-- Exercise --
Pictures aside, quote the whole listing exactly.

* Start *

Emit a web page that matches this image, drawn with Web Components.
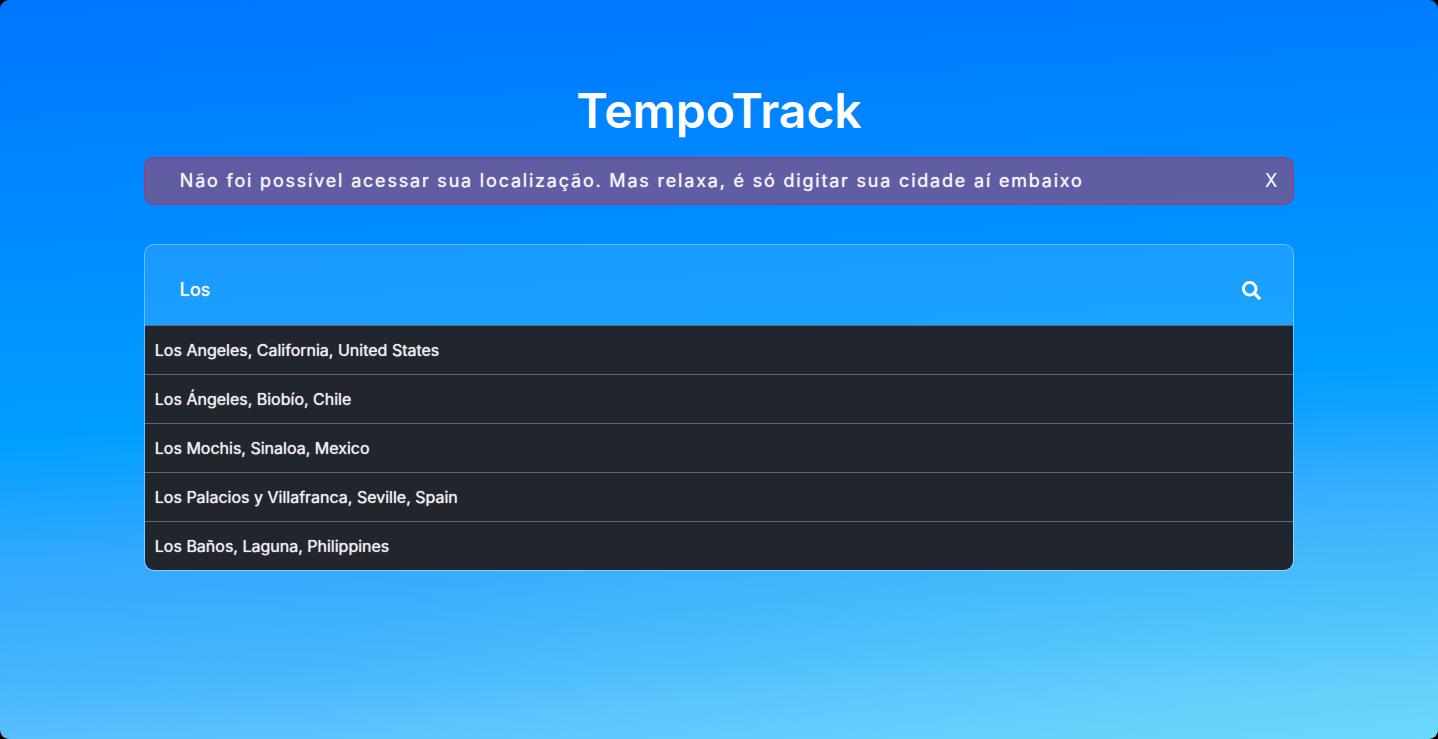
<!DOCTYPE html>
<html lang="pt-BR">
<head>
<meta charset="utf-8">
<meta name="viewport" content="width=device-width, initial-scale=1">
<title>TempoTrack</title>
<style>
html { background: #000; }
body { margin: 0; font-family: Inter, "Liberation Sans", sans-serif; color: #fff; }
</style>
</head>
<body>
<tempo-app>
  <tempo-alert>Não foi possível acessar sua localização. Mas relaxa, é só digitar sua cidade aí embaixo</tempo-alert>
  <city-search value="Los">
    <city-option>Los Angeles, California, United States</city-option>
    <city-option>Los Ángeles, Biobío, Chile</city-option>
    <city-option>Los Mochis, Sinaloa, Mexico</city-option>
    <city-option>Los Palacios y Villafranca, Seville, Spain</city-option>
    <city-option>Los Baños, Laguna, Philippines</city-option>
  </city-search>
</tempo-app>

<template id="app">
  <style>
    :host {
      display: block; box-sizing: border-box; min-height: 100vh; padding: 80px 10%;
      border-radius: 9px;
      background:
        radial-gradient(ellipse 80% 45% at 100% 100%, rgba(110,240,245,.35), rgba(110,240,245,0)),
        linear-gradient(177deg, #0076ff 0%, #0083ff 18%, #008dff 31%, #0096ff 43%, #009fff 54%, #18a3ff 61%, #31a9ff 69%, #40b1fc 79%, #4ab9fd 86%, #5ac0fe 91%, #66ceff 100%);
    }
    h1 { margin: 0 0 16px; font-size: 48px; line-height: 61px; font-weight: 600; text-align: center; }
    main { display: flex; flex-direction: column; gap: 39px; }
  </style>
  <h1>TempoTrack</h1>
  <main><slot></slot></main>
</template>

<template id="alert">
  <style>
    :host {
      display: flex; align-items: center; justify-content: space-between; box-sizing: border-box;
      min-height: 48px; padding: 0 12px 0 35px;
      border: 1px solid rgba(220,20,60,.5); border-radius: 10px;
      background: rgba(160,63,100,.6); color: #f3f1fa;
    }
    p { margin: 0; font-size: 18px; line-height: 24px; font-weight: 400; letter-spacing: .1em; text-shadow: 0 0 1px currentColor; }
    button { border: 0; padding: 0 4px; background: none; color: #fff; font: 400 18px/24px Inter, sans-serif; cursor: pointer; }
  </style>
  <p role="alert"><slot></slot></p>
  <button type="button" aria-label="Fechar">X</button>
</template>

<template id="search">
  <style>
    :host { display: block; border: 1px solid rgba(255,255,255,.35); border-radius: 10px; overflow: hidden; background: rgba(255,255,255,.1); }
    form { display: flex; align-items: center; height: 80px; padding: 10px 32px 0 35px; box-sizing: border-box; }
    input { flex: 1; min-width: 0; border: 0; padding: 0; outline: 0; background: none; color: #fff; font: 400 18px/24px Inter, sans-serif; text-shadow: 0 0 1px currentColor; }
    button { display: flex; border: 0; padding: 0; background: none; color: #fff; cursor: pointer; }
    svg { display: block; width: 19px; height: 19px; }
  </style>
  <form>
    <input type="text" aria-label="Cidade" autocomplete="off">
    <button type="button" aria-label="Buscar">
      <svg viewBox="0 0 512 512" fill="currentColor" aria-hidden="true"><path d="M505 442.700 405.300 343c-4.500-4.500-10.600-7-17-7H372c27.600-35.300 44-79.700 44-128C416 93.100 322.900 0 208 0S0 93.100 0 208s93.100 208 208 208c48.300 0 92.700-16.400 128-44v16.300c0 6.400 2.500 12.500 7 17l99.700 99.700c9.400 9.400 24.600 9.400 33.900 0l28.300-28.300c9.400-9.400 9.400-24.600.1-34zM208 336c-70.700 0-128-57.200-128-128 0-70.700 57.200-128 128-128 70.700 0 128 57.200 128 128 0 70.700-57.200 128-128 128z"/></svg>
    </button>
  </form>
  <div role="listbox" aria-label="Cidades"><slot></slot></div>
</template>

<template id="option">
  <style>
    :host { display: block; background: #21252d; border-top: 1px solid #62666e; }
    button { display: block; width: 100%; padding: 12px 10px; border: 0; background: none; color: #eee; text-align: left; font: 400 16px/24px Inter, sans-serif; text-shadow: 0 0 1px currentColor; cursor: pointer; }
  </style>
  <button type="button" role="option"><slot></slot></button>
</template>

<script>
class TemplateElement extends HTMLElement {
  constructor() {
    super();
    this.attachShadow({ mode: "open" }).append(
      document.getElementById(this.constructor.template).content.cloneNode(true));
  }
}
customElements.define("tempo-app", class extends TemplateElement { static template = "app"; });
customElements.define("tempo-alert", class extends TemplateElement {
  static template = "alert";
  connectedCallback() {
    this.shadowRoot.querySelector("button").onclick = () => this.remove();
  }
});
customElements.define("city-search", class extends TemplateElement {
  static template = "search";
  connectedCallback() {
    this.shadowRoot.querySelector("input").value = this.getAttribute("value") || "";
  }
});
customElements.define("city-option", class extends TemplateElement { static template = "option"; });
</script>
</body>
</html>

* End *

-- Finished answer --
Emit a web page that matches this image, drawn with Web Components.
<!DOCTYPE html>
<html lang="pt-BR">
<head>
<meta charset="utf-8">
<meta name="viewport" content="width=device-width, initial-scale=1">
<title>TempoTrack</title>
<style>
html { background: #000; }
body { margin: 0; font-family: Inter, "Liberation Sans", sans-serif; color: #fff; }
</style>
</head>
<body>
<tempo-app>
  <tempo-alert>Não foi possível acessar sua localização. Mas relaxa, é só digitar sua cidade aí embaixo</tempo-alert>
  <city-search value="Los">
    <city-option>Los Angeles, California, United States</city-option>
    <city-option>Los Ángeles, Biobío, Chile</city-option>
    <city-option>Los Mochis, Sinaloa, Mexico</city-option>
    <city-option>Los Palacios y Villafranca, Seville, Spain</city-option>
    <city-option>Los Baños, Laguna, Philippines</city-option>
  </city-search>
</tempo-app>

<template id="app">
  <style>
    :host {
      display: block; box-sizing: border-box; min-height: 100vh; padding: 80px 10%;
      border-radius: 9px;
      background:
        radial-gradient(ellipse 80% 45% at 100% 100%, rgba(110,240,245,.35), rgba(110,240,245,0)),
        linear-gradient(177deg, #0076ff 0%, #0083ff 18%, #008dff 31%, #0096ff 43%, #009fff 54%, #18a3ff 61%, #31a9ff 69%, #40b1fc 79%, #4ab9fd 86%, #5ac0fe 91%, #66ceff 100%);
    }
    h1 { margin: 0 0 16px; font-size: 48px; line-height: 61px; font-weight: 600; text-align: center; }
    main { display: flex; flex-direction: column; gap: 39px; }
  </style>
  <h1>TempoTrack</h1>
  <main><slot></slot></main>
</template>

<template id="alert">
  <style>
    :host {
      display: flex; align-items: center; justify-content: space-between; box-sizing: border-box;
      min-height: 48px; padding: 0 12px 0 35px;
      border: 1px solid rgba(220,20,60,.5); border-radius: 10px;
      background: rgba(160,63,100,.6); color: #f3f1fa;
    }
    p { margin: 0; font-size: 18px; line-height: 24px; font-weight: 400; letter-spacing: .1em; text-shadow: 0 0 1px currentColor; }
    button { border: 0; padding: 0 4px; background: none; color: #fff; font: 400 18px/24px Inter, sans-serif; cursor: pointer; }
  </style>
  <p role="alert"><slot></slot></p>
  <button type="button" aria-label="Fechar">X</button>
</template>

<template id="search">
  <style>
    :host { display: block; border: 1px solid rgba(255,255,255,.35); border-radius: 10px; overflow: hidden; background: rgba(255,255,255,.1); }
    form { display: flex; align-items: center; height: 80px; padding: 10px 32px 0 35px; box-sizing: border-box; }
    input { flex: 1; min-width: 0; border: 0; padding: 0; outline: 0; background: none; color: #fff; font: 400 18px/24px Inter, sans-serif; text-shadow: 0 0 1px currentColor; }
    button { display: flex; border: 0; padding: 0; background: none; color: #fff; cursor: pointer; }
    svg { display: block; width: 19px; height: 19px; }
  </style>
  <form>
    <input type="text" aria-label="Cidade" autocomplete="off">
    <button type="button" aria-label="Buscar">
      <svg viewBox="0 0 512 512" fill="currentColor" aria-hidden="true"><path d="M505 442.700 405.300 343c-4.500-4.500-10.600-7-17-7H372c27.600-35.300 44-79.700 44-128C416 93.100 322.900 0 208 0S0 93.100 0 208s93.100 208 208 208c48.300 0 92.700-16.400 128-44v16.300c0 6.400 2.500 12.500 7 17l99.700 99.700c9.400 9.400 24.600 9.400 33.900 0l28.300-28.300c9.400-9.400 9.400-24.600.1-34zM208 336c-70.700 0-128-57.200-128-128 0-70.700 57.200-128 128-128 70.700 0 128 57.200 128 128 0 70.700-57.200 128-128 128z"/></svg>
    </button>
  </form>
  <div role="listbox" aria-label="Cidades"><slot></slot></div>
</template>

<template id="option">
  <style>
    :host { display: block; background: #21252d; border-top: 1px solid #62666e; }
    button { display: block; width: 100%; padding: 12px 10px; border: 0; background: none; color: #eee; text-align: left; font: 400 16px/24px Inter, sans-serif; text-shadow: 0 0 1px currentColor; cursor: pointer; }
  </style>
  <button type="button" role="option"><slot></slot></button>
</template>

<script>
class TemplateElement extends HTMLElement {
  constructor() {
    super();
    this.attachShadow({ mode: "open" }).append(
      document.getElementById(this.constructor.template).content.cloneNode(true));
  }
}
customElements.define("tempo-app", class extends TemplateElement { static template = "app"; });
customElements.define("tempo-alert", class extends TemplateElement {
  static template = "alert";
  connectedCallback() {
    this.shadowRoot.querySelector("button").onclick = () => this.remove();
  }
});
customElements.define("city-search", class extends TemplateElement {
  static template = "search";
  connectedCallback() {
    this.shadowRoot.querySelector("input").value = this.getAttribute("value") || "";
  }
});
customElements.define("city-option", class extends TemplateElement { static template = "option"; });
</script>
</body>
</html>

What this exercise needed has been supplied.